Au cours des cinquante dernières années, des milliers de tissus, des centaines de kilomètres d’étoffe et d’innombrables objets perlés sont passés entre mes mains et mon cœur. Suis-je une spécialiste ? Peut-être. J’ose l’espérer. J’en suis encore plus l’amoureuse, la passionnée.
Dans l’élaboration de mes livres, j’ai eu le soutien des plus grands anthropologues des cultures africaines, tels que les regrettés professeurs Jean Paul Notue et Louis Perrois. D’autres spécialistes et docteurs en art africain comme Hélène Joubert, la famille Wiesenberg, Idrissou Njoya, Danilo Lovisi, et de nombreux amateurs enthousiastes de l’art et de l’artisanat camerounais nous ont rejoints dans notre démarche. Dès le début, j’ai été secondé par une journaliste de talent, ma princesse roumaine yoruba, Daniela Ulieriu (cette dernière étant également la coordinatrice des livres) ».
I. PEARLS
« Perles, couleurs d’Afrique » est le premier livre de Ly Dumas, imprimé aux éditions Gourcuff Gradenigo en 2009. Il a nécessité deux ans et demi de travail, de recherches, de découvertes, de sélections de photographies autour de cette petite entité chargée de sens. C’est un album – objet précieux, qui révèle à la fois la passion de l’auteur pour les perles et une partie de l’art créé ou collectionné par Ly Dumas.
La perle, réceptacle de Kè
Une perle est faite de verre, de pierre (ou pierre précieuse) ramenée des profondeurs de la terre ou de l’océan, de métal, de bois, de graine, de coquillage, de minerai, de noyau de fruit, d’os, de défense d’animal, etc. Il doit être percé pour être enfilé sur un fil et porté comme talisman. Mais le trou est aussi l’endroit où se cache l’esprit qui animera l’objet. Alors, et alors seulement, il se transformera en perle, en réceptacle de la force appelée Ke, l’énergie vitale, le principe qui insuffle la vie aux choses et fait avancer l’Univers. Un équivalent du concept chinois de Qi.
Perles, Entités sacrées
Dans les cultures traditionnelles, depuis la préhistoire, les perles sont considérées comme sacrées. Grâce à leurs pouvoirs magiques et surnaturels, elles apportent à celui qui les porte protection, guérison et fertilité. Elles sont également l’expression de la force (d’origine divine), de la beauté, du prestige et de la richesse. D’autres fonctions esthétiques ou monétaires, l’encodage et la transmission de messages s’ajoutent à leur rôle. Les perles ont une valeur particulière qui s’enracine dans nos émotions profondes.

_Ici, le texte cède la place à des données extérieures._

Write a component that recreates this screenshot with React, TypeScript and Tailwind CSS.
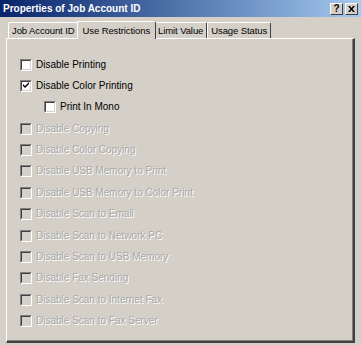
import React from 'react';

const options = [
  { label: 'Disable Printing', checked: false, enabled: true, indent: false },
  { label: 'Disable Color Printing', checked: true, enabled: true, indent: false },
  { label: 'Print In Mono', checked: false, enabled: true, indent: true },
  { label: 'Disable Copying', checked: false, enabled: false, indent: false },
  { label: 'Disable Color Copying', checked: false, enabled: false, indent: false },
  { label: 'Disable USB Memory to Print', checked: false, enabled: false, indent: false },
  { label: 'Disable USB Memory to Color Print', checked: false, enabled: false, indent: false },
  { label: 'Disable Scan to Email', checked: false, enabled: false, indent: false },
  { label: 'Disable Scan to Network PC', checked: false, enabled: false, indent: false },
  { label: 'Disable Scan to USB Memory', checked: false, enabled: false, indent: false },
  { label: 'Disable Fax Sending', checked: false, enabled: false, indent: false },
  { label: 'Disable Scan to Internet Fax', checked: false, enabled: false, indent: false },
  { label: 'Disable Scan to Fax Server', checked: false, enabled: false, indent: false },
];

const tabs = ['Job Account ID', 'Use Restrictions', 'Limit Value', 'Usage Status'];

const CheckBox: React.FC<{ checked: boolean; enabled: boolean }> = ({ checked, enabled }) => (
  <div className="w-[12px] h-[12px] border-t border-l border-[#808080] border-r border-b border-r-white border-b-white shrink-0">
    <div
      className={`w-full h-full border-t border-l border-[#404040] border-r border-b border-r-[#d4d0c8] border-b-[#d4d0c8] flex items-center justify-center ${
        enabled ? 'bg-white' : 'bg-[#d4d0c8]'
      }`}
    >
      {checked && (
        <svg width="7" height="7" viewBox="0 0 7 7">
          <path d="M0 2 L2 4 L6 0 L6 2 L2 6 L0 4 Z" fill="#000" />
        </svg>
      )}
    </div>
  </div>
);

export default function App() {
  return (
    <div className="w-[361px] h-[345px] bg-[#d4d0c8] flex flex-col overflow-hidden" style={{ fontFamily: '"Liberation Sans", Arial, sans-serif' }}>
      {/* title bar */}
      <div className="h-[17px] bg-gradient-to-r from-[#0a246a] to-[#a6caf0] flex items-center justify-between pl-[3px] pr-[3px] shrink-0">
        <span className="text-white text-[10px] font-bold leading-none">Properties of Job Account ID</span>
        <div className="flex gap-[2px]">
          {['?', '×'].map((c) => (
            <div
              key={c}
              className="w-[13px] h-[12px] bg-[#d4d0c8] border-t border-l border-white border-r border-b border-r-[#404040] border-b-[#404040] flex items-center justify-center text-[10px] font-bold text-black leading-none"
            >
              {c === '×' ? (
                <svg width="7" height="6" viewBox="0 0 7 6">
                  <path d="M0 0 L2 0 L3.5 2 L5 0 L7 0 L4.5 3 L7 6 L5 6 L3.5 4 L2 6 L0 6 L2.5 3 Z" fill="#000" />
                </svg>
              ) : (
                c
              )}
            </div>
          ))}
        </div>
      </div>

      {/* tabs */}
      <div className="flex items-end pl-[8px] mt-[3px] h-[18px] shrink-0 relative z-10">
        {tabs.map((t, i) => {
          const active = i === 1;
          return (
            <div
              key={t}
              className={`flex items-center border-t border-l border-white border-r border-r-[#404040] rounded-t-[2px] text-[9.5px] tracking-[-0.1px] text-black leading-none ${
                active ? 'h-[18px] px-[5px] -mb-px bg-[#d4d0c8] -mx-[2px] relative z-10' : 'h-[16px] px-[3px]'
              }`}
            >
              {t}
            </div>
          );
        })}
      </div>

      {/* panel */}
      <div className="flex-1 mx-[6px] mb-[2px] border-t border-l border-white border-r-2 border-b-2 border-r-[#404040] border-b-[#404040]">
        <div className="h-full border-r border-b border-[#808080] pt-[19px] pl-[13px] flex flex-col gap-[8.4px]">
          {options.map((o) => (
            <div key={o.label} className={`flex items-center gap-[4px] h-[13px] ${o.indent ? 'pl-[24px]' : ''}`}>
              <CheckBox checked={o.checked} enabled={o.enabled} />
              <span
                className={`text-[10px] leading-none ${o.enabled ? 'text-black' : 'text-[#a8a8a8] [text-shadow:1px_1px_0_#fff]'}`}
              >
                {o.label}
              </span>
            </div>
          ))}
        </div>
      </div>
    </div>
  );
}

Les perles ont toujours fait partie de la vie de l’artiste Ly Dumas, qui les honore avec sensibilité. Chaque année, des dizaines d’objets en perles d’une beauté saisissante sont créés ou fabriqués dans ses ateliers camerounais. Ses créations de mode ne sont pas moins impressionnantes.
II. NDOP
NDOP, le tissu des cours royales et des sociétés secrètes camerounaises
« NDOP, l’étoffe des cours royales et des sociétés secrètes camerounaises » est le deuxième livre de Ly Dumas, publié par Gourcuff & Gradenigo en 2021. Les recherches, les hotographies et l’écriture ont duré près de cinq ans.
Pour mener à bien ce projet, Ly Dumas a réuni des anthropologues, des experts en art africain et des journalistes de renom. Ensemble, ils ont élaboré le premier volume consacré au tissu NDOP. Après avoir été porté à la connaissance du public, le textile a connu un renouveau local important et a fait l’objet de plusieurs expositions dans le monde entier.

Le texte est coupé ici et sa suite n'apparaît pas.